*STORED ROWS:*
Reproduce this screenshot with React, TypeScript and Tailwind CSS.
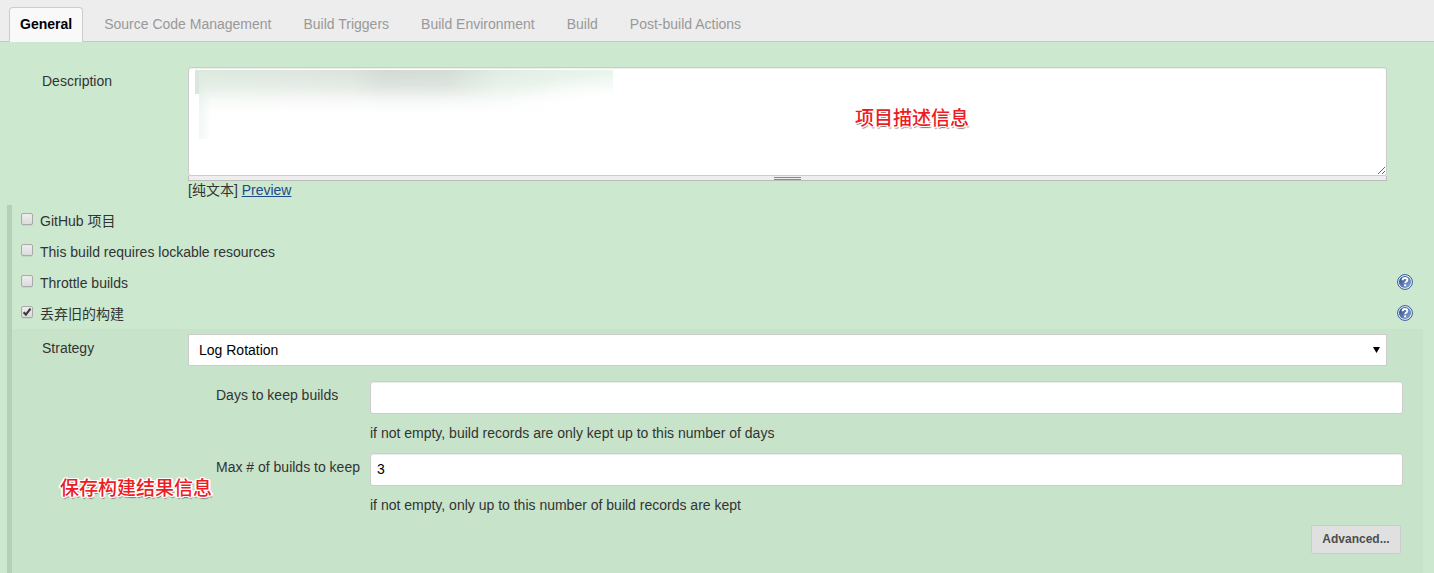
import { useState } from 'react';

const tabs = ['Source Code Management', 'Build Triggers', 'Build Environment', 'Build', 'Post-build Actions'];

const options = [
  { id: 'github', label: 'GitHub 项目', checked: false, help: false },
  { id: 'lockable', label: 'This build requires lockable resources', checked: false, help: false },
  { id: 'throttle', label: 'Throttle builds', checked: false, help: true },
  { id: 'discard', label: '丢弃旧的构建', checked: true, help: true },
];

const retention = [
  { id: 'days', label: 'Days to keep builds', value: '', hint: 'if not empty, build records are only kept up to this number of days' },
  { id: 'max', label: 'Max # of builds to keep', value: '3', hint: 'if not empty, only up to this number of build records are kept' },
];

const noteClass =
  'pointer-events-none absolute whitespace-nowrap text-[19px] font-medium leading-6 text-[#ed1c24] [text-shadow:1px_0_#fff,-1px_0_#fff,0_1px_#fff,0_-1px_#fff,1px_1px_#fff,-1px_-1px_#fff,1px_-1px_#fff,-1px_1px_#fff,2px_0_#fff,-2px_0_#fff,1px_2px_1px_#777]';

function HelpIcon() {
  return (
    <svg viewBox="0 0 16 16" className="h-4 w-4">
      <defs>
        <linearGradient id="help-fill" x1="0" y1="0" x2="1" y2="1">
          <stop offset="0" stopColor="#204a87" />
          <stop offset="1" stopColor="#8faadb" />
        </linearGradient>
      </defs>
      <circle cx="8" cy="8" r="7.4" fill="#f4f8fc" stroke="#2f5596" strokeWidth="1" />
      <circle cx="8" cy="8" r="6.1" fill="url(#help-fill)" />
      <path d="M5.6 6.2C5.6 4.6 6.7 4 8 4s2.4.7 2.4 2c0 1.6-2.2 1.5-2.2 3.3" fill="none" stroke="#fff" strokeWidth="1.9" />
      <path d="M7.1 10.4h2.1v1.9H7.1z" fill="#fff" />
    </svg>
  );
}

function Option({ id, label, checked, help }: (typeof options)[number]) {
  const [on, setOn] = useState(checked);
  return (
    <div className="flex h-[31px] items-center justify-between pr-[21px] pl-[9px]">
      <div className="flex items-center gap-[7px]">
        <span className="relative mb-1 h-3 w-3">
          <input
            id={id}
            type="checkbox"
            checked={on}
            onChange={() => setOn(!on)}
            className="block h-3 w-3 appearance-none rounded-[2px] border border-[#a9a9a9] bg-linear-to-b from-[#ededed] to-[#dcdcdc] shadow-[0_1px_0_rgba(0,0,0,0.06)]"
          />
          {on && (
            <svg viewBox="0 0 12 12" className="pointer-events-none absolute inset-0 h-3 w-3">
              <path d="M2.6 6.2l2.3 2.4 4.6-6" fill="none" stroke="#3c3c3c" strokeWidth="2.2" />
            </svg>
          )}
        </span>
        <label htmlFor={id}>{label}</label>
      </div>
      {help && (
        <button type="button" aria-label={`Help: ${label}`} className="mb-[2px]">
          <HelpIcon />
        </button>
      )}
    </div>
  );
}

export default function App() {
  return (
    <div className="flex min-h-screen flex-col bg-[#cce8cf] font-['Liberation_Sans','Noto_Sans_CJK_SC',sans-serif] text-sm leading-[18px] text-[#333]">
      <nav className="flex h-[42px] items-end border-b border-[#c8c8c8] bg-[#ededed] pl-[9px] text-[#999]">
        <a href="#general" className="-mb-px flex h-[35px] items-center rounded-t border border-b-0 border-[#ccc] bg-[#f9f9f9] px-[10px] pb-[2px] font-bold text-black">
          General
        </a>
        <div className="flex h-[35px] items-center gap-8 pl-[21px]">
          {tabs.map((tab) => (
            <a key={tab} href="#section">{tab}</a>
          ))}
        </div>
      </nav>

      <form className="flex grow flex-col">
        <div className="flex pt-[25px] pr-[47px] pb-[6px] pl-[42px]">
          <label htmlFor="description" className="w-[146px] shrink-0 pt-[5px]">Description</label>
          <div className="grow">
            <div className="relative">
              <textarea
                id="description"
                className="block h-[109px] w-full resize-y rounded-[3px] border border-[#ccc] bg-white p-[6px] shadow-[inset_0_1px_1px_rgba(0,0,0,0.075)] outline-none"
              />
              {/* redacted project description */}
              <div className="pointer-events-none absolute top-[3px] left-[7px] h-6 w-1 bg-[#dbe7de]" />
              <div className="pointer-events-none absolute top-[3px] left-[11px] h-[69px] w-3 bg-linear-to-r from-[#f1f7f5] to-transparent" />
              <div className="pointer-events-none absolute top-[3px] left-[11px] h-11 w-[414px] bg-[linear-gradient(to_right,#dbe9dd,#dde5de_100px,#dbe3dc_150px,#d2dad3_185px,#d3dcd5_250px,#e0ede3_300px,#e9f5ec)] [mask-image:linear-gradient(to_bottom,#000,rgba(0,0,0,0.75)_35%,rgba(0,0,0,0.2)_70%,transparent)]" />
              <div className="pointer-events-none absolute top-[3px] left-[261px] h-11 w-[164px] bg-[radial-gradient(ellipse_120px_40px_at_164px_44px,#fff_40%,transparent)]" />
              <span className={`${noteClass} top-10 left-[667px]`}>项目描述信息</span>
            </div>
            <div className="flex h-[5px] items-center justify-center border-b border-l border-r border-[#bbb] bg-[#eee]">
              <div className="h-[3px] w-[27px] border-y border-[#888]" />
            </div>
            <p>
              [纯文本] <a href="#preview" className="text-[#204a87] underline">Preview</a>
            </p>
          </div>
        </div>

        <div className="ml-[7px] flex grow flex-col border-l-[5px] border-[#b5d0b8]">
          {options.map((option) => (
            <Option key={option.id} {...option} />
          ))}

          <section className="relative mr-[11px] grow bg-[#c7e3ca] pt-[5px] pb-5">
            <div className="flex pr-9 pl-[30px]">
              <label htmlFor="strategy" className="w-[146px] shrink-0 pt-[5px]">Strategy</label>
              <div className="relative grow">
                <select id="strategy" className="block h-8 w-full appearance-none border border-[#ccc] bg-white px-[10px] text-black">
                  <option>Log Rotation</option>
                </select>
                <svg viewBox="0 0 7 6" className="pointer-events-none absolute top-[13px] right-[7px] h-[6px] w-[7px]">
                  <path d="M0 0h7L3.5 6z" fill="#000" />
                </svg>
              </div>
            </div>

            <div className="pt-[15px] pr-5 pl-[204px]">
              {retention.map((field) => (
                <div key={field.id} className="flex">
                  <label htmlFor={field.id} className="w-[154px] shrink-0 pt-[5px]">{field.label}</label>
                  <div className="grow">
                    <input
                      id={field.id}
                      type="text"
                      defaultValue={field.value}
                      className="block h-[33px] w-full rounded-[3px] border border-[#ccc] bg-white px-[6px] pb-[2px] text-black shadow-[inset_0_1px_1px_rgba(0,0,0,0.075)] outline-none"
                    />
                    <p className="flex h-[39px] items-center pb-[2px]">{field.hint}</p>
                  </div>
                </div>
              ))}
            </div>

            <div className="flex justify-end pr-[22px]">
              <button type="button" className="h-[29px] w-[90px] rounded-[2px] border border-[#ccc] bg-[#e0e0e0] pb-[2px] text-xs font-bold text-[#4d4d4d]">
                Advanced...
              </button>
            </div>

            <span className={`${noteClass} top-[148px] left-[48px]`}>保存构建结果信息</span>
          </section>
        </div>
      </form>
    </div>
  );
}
---
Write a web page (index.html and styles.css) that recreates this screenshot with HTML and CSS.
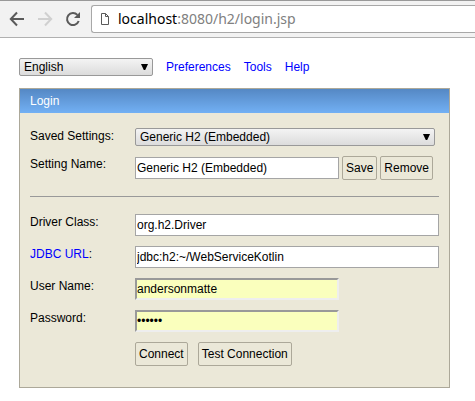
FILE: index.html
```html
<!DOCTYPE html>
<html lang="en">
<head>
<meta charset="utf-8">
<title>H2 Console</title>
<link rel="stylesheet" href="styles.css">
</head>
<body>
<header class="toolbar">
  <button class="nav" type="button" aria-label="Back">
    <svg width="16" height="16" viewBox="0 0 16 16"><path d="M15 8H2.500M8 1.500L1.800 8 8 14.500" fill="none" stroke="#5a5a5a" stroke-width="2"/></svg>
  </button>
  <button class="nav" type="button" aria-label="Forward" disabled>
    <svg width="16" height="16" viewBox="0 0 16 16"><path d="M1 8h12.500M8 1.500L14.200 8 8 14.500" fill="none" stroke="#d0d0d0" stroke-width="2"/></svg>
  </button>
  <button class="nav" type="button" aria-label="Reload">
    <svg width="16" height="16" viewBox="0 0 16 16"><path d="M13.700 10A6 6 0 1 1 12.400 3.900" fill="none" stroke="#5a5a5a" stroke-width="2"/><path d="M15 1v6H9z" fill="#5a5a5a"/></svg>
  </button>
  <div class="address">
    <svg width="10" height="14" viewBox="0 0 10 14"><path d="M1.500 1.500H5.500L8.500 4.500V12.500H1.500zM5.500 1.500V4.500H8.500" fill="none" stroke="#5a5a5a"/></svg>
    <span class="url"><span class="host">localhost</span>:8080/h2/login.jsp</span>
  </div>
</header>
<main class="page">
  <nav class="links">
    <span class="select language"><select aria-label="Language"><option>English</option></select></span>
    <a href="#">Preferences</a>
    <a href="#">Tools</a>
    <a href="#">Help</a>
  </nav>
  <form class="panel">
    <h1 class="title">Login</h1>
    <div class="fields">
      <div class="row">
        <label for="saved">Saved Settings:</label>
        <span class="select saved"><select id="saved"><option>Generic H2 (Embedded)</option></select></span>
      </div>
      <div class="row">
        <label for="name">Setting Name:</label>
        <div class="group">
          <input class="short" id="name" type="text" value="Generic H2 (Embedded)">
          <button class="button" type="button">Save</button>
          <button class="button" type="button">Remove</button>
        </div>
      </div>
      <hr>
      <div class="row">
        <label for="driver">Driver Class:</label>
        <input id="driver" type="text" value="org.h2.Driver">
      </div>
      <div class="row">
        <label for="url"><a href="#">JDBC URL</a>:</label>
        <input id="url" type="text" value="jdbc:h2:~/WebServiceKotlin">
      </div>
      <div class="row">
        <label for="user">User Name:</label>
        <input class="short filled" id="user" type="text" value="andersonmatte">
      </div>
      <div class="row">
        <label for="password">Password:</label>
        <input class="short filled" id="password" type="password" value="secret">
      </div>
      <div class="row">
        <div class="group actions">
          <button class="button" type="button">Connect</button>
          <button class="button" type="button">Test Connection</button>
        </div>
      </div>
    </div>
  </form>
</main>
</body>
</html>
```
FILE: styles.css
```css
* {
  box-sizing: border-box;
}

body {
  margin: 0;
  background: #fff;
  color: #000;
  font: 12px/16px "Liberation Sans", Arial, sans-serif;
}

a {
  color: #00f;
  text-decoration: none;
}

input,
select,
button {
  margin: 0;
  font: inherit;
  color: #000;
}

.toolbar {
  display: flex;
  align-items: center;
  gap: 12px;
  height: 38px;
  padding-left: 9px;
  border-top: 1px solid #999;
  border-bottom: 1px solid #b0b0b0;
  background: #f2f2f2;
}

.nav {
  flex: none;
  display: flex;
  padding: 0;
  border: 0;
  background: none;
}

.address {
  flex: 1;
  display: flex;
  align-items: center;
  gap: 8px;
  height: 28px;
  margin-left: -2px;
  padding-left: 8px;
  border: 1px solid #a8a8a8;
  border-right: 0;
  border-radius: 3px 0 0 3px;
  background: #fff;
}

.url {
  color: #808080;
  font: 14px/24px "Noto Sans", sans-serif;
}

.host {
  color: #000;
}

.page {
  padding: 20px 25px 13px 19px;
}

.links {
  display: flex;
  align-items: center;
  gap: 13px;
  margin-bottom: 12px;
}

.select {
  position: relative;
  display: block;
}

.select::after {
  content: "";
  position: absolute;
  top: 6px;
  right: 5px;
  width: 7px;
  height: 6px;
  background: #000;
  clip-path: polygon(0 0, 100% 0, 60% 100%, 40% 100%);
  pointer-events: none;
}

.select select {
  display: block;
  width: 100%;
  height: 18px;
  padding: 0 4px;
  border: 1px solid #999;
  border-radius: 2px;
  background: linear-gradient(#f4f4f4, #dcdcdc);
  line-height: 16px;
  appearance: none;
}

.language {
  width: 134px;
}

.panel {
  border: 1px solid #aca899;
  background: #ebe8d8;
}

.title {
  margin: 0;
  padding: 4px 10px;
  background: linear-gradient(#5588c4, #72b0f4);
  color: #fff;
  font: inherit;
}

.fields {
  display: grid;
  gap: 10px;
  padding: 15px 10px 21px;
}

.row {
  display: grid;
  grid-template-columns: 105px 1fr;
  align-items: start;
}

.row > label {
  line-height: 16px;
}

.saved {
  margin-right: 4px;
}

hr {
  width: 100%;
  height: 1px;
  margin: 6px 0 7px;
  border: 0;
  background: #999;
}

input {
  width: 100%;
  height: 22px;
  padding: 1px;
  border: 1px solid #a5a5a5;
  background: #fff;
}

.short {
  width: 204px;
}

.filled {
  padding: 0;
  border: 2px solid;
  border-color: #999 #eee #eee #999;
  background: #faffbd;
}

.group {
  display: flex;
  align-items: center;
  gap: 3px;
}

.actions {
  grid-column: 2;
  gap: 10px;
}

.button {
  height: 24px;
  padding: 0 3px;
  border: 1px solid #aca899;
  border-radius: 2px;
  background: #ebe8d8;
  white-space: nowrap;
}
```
==
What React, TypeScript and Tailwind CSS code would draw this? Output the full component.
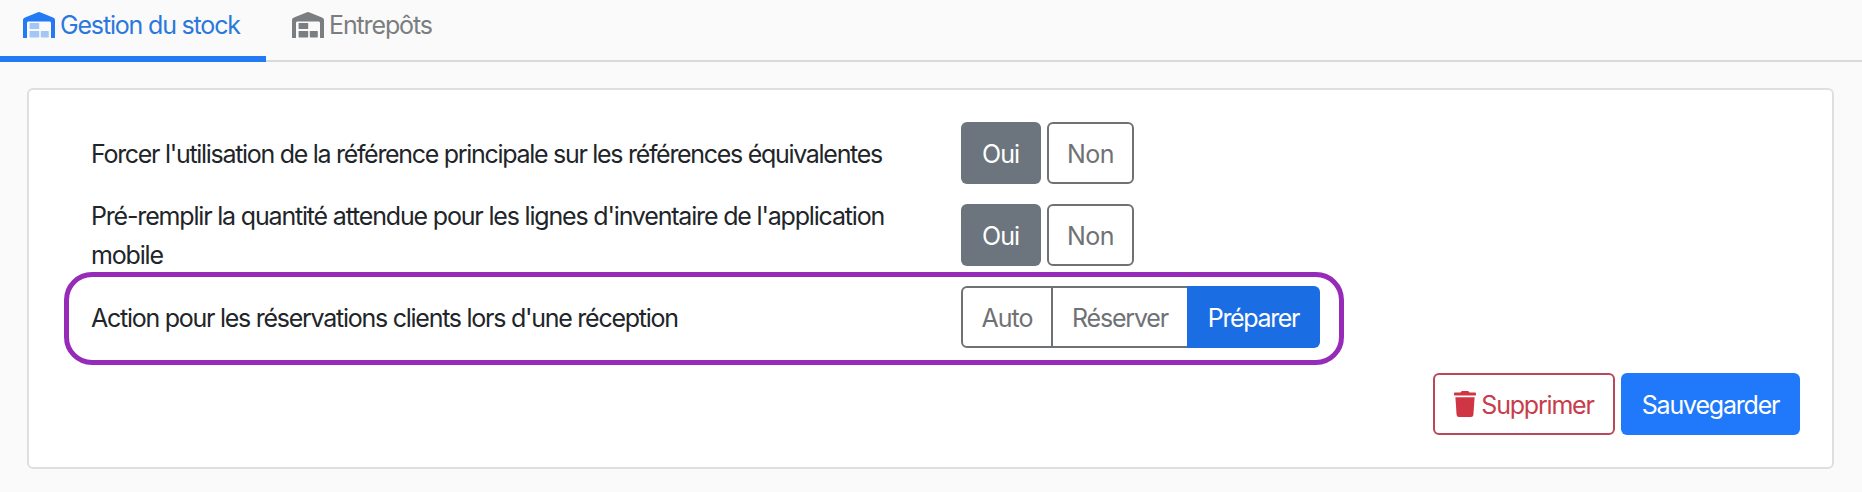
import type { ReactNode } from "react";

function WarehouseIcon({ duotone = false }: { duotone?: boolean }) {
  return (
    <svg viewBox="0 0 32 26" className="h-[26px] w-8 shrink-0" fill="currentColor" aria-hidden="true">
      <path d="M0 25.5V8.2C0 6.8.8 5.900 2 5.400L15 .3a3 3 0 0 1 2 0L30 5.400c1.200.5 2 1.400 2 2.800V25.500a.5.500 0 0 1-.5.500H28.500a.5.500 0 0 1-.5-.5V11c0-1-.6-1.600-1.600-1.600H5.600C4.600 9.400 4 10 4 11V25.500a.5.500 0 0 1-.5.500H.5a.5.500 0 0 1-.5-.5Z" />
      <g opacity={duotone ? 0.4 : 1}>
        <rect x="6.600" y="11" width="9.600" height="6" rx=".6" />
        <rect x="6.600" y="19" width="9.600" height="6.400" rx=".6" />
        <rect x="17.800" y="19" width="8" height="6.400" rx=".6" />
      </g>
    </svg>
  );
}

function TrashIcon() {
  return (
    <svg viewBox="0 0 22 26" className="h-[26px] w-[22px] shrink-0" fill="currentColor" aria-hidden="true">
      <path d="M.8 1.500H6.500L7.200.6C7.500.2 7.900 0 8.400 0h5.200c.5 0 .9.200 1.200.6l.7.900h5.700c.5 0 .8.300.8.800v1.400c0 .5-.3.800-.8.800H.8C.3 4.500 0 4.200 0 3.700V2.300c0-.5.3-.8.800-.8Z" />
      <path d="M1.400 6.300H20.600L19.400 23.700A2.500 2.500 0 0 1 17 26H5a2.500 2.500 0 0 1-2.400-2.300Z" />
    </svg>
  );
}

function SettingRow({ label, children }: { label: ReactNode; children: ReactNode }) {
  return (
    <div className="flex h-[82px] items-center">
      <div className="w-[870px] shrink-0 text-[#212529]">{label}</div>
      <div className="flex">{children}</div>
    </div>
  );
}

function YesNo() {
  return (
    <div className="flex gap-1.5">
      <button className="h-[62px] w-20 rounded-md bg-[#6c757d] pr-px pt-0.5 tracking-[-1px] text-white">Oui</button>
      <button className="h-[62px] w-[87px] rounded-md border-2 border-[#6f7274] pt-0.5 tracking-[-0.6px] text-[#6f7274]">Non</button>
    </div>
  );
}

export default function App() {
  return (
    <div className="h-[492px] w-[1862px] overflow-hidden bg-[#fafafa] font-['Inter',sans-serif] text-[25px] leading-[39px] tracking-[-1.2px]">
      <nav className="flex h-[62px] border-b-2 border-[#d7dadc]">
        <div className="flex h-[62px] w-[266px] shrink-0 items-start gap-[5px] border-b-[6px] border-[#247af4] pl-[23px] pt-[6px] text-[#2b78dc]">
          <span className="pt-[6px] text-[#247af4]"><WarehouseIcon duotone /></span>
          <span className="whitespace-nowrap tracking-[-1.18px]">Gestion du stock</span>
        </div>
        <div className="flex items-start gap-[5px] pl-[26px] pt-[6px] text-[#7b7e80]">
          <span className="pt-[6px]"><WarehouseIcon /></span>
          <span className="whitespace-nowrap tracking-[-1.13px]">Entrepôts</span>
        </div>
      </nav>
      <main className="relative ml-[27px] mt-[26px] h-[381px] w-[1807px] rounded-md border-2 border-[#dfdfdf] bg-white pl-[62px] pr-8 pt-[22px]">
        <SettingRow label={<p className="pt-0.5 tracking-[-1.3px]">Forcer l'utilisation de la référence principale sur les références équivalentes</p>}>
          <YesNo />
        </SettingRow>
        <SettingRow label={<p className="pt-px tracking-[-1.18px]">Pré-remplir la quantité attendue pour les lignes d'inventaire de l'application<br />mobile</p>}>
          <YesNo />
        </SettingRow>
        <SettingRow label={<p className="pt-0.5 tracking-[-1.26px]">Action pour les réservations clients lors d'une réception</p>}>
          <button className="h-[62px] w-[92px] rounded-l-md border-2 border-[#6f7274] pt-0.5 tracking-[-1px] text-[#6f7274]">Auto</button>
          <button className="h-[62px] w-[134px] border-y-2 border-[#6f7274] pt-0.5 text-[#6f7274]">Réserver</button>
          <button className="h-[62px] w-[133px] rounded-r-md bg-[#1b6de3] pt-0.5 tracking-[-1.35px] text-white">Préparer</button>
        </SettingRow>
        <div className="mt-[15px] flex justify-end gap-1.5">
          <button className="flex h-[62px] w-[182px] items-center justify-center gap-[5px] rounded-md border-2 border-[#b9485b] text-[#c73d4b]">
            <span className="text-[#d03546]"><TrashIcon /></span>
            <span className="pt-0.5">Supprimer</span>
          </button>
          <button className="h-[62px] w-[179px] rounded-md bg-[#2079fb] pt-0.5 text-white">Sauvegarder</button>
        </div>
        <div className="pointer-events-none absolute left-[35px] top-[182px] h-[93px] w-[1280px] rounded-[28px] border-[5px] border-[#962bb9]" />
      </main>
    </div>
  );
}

*WHAT YOU HAVE TO DO:* Take every line that includes the string "TypeScript" and copy it.

*TASK OUTPUT:*
Reproduce this screenshot with React, TypeScript and Tailwind CSS.
What React, TypeScript and Tailwind CSS code would draw this? Output the full component.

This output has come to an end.